Quae etiam si hic renascantur, dico tibi me habere multas causas propter quas typos Plantinianos diligam, praesertim quorum doctus et diligens Raphelengius sit ἐργεπιστάτης.

Et même si ces écrits renaissaient ici, je t’affirme que j’ai de nombreuses raisons d’apprécier les presses plantiniennes, qui ont, surtout, pour contremaître le diligent et savant Raphelengius.

Quo magis credas, en tibi Andromacham Tragoediam Euripideam, quam non solum togatam ad Romani habitus imitationem, sed etiam notatis aliquot praetextam mitto ad Douzam patrem uirtutis ergo iam dudum mihi amicum et notum, et egregii filii munere de me bene meritum.

Afin que tu en aies la certitude, voici pour toi l’Andromaque, tragédie d’Euripide, que je t’envoie, non seulement parée d’une toge, à l’imitation de l’habit romain, mais aussi de sa robe prétexte composée d’un certain nombre d’annotations, dédicacée à Dousa père, pour sa vertu, que je connais et ai pour ami depuis longtemps, et qui m’a rendu un bon service, par le présent de son honorable fils.

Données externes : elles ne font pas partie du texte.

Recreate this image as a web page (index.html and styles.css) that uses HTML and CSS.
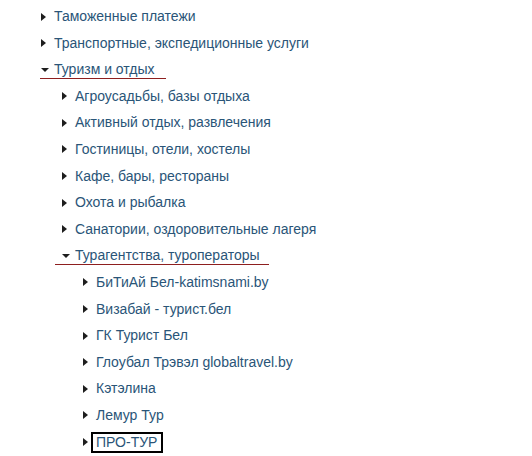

Nimis uelim doctos qui istic sunt omnes, scriptorum meorum esse arbitros et censores : nam satis multa reperient in meis digna nota censoria, et lima seueriore.

Je voudrais vraiment que les gens instruits, qui sont tous chez toi, soient les censeurs et juges de mes écrits: car souvent ils trouveront de nombreux passages dans mes travaux qui méritent de recevoir une note corrective, et une révision assez importante.

Nansium imprimis arbitrum capio si istic sit, tum Vulcanium quem audio Graecas literas apud uos cum laude profitentem, cuius iudicio uel edatur Andromacha uel cognato Deo Tardipedi dicetur.

Je prends avant tout autre pour juge Nansius1 , s’il est présent, ensuite Vulcanius2 dont, à ce que j’entends, les cours de littérature grecque qu’il donne chez vous sont très honorables, pour que, grâce aux bons soins de ce dernier, Andromaque soit imprimée, ou bien soit dédiée à son parent le dieu boiteux.3

Quod scribis donare te mihi imagines Regis et Scaligerorum, habeo gratiam animi ergo non muneris: nullus enim accepi et uere munus est imaginarium.

Quant au fait que tu écris que tu me fais don des images du Roi et des Scaliger, je te suis reconnaissant de l’intention et non du cadeau : en effet, je n’ai rien reçu, et ce cadeau est, c’est le cas de le dire, « imaginaire ».

Hoc ipso die Propridie Kalendas Maias accepi tantum literas tuas, neque a te aut de te, ita me Deus amet, aliud quid inaudiueram aut acceperam ex quo tempore hinc migrasti.

En ce jour même de l’avant-veille des Calendes de Mai, tout ce que j’ai reçu, ce sont tes lettres, mais de ta part ou à ton sujet, je n’avais entendu dire ni reçu rien d’autre, Dieu m’en garde, depuis le moment où tu es parti.

Vale mi Tuningi. Vindocini propridie Kal. Maii 1593.

Adieu, cher Tuning. À Vendôme, l’avant-veille des Calendes de Mai 1593.

Puppinchii nostri opera accepi tandem Imagines illas ex Iossentio, simulque Epistolam ad Monauium, et Carmen Scaeuolae, quum iam ista superiora scripsissem.

J’ai finalement reçu par l’entremise de notre Puppinchius ces images de Jossentius4, et en même temps la lettre à Monau et le chant de Scaevola, alors que j’avais fini de t’écrire ce qui précède.

Itaque gratias iam meras tibi ago, petoque a te ut me quoties poteris, de rebus uestrae Academiae certiorem facias.

C’est pourquoi je t’adresse ma plus sincère reconnaissance, et je te demande, autant que tu le pourras, de me faire savoir les activités de votre Académie.


1. Franciscus Nansius, recteur de Leyde et professeur de grec à Dordrecht. Il appartenait au cercle des intellectuels de Bruges. Il a aussi laissé un certain nombre de manuscrits latins sur les auteurs classiques.
2. Bonaventura Vulcanius, lui aussi proche du cercle de Bruges et de Raphelengius.
3. Jeu de mot sur le nom de Vulcanus : le Dieu boiteux n’est autre que Vulcain, Vulcanus, qui partage donc son nom avec l’intellectuel auquel Chrestien souhaite confier sa traduction.
4. Apparemment un certain Joseph Jossentius, que Chrestien mentionne dans sa correspondance à Tuning et Douza.